## START

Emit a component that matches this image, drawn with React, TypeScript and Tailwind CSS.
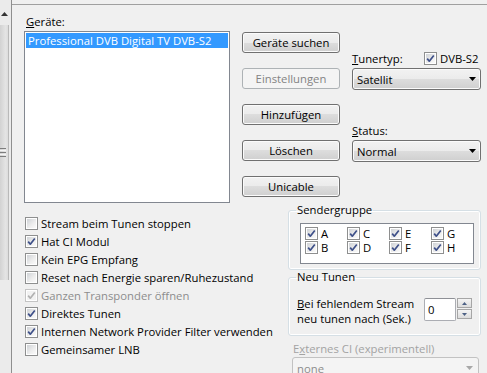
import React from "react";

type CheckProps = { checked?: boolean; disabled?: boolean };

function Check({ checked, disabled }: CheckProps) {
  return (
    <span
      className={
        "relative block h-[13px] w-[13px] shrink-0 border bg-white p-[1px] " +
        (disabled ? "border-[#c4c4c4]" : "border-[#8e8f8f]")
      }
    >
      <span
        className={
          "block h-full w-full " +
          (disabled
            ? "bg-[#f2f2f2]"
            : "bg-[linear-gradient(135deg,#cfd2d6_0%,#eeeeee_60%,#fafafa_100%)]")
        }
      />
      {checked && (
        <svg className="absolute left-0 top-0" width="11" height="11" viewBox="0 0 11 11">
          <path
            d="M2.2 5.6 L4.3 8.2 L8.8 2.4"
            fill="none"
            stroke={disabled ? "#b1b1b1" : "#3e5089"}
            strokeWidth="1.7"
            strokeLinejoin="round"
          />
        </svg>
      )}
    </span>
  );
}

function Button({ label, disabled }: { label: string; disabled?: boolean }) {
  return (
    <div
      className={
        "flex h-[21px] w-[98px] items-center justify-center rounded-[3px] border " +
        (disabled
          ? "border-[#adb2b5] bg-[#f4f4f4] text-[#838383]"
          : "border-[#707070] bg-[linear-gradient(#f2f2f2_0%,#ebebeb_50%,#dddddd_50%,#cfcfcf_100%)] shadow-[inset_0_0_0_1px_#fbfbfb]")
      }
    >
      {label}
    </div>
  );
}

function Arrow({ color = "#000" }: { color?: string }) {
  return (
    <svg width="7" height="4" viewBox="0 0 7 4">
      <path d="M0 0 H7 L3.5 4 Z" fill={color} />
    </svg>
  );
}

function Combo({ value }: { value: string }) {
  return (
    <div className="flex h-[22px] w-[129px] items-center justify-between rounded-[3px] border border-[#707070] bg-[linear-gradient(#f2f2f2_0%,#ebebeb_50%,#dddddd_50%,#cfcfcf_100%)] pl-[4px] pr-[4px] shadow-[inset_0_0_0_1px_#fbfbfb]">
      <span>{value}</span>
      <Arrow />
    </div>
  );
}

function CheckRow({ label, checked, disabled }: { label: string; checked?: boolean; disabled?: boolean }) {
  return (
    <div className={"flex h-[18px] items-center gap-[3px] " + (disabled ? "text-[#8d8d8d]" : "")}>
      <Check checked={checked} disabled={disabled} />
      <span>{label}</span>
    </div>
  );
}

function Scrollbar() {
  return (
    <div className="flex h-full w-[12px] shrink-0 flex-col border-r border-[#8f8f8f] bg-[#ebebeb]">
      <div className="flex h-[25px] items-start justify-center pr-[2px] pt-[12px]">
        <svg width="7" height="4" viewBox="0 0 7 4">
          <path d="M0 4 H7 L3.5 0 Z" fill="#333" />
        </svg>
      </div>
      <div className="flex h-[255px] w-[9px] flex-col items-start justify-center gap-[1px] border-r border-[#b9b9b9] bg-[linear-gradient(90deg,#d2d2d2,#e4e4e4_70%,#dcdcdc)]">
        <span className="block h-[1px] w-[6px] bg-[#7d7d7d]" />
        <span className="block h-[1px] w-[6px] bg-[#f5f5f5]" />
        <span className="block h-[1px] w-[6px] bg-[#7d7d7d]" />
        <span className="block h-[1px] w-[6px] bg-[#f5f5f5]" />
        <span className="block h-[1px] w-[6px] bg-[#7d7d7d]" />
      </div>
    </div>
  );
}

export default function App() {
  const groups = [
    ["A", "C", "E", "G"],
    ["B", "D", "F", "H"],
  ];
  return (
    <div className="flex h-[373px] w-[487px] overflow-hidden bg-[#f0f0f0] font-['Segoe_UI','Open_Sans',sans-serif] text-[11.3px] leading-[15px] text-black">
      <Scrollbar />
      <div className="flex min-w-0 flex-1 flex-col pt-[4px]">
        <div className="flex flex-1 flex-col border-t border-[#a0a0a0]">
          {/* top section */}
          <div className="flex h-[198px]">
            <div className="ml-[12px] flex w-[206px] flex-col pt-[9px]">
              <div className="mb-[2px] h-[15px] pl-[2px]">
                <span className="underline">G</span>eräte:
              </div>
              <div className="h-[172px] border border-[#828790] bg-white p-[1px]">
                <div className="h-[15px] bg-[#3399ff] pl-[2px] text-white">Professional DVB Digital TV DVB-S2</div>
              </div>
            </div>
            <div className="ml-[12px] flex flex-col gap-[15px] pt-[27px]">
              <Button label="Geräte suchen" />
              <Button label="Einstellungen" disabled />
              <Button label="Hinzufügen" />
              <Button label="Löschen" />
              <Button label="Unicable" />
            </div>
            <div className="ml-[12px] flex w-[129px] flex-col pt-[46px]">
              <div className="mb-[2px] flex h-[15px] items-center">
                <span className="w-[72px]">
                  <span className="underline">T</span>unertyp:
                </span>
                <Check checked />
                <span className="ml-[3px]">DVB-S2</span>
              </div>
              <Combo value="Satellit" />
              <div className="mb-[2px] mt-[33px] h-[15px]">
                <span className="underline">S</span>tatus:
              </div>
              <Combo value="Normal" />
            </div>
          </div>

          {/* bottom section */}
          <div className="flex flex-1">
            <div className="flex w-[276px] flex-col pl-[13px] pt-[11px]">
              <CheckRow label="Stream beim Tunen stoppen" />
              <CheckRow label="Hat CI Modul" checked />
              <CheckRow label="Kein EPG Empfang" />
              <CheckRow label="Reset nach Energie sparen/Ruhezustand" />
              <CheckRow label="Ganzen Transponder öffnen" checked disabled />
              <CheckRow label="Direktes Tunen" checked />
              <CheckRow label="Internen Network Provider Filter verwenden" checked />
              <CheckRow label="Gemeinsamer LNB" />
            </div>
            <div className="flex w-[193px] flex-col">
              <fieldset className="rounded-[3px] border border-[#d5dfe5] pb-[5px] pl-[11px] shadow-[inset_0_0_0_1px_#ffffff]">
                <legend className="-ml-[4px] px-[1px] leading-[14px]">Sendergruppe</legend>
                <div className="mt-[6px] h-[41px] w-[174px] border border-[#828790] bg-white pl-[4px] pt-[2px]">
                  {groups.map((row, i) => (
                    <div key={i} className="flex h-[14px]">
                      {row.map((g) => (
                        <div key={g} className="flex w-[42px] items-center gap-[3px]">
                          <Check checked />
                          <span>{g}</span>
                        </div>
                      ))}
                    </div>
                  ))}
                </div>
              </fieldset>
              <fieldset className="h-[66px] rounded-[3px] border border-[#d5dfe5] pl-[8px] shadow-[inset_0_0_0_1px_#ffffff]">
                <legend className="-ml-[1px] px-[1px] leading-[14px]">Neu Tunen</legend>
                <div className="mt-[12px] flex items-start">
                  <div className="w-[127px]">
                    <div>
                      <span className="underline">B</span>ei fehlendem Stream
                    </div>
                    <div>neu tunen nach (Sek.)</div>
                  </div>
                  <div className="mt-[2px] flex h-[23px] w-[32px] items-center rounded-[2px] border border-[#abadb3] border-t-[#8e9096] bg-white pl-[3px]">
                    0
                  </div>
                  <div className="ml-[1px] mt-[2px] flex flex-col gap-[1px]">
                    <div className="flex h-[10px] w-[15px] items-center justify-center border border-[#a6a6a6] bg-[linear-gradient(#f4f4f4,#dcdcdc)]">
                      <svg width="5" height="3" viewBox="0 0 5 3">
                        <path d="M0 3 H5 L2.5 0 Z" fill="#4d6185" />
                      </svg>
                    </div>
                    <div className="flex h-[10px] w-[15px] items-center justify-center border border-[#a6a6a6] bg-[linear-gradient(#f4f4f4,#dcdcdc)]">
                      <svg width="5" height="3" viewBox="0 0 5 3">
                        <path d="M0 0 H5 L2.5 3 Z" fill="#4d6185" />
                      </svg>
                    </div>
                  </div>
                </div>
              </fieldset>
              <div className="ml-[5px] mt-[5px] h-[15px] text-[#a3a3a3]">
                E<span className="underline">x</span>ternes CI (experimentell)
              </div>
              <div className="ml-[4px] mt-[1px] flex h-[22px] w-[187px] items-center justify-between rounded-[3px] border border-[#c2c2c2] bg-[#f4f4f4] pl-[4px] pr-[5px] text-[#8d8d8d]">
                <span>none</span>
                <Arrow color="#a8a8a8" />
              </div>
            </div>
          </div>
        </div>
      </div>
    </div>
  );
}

## END

Challenge =>
Of the lines above, how many hold the word "React"? Say the number alone.

Answer for the task =>
2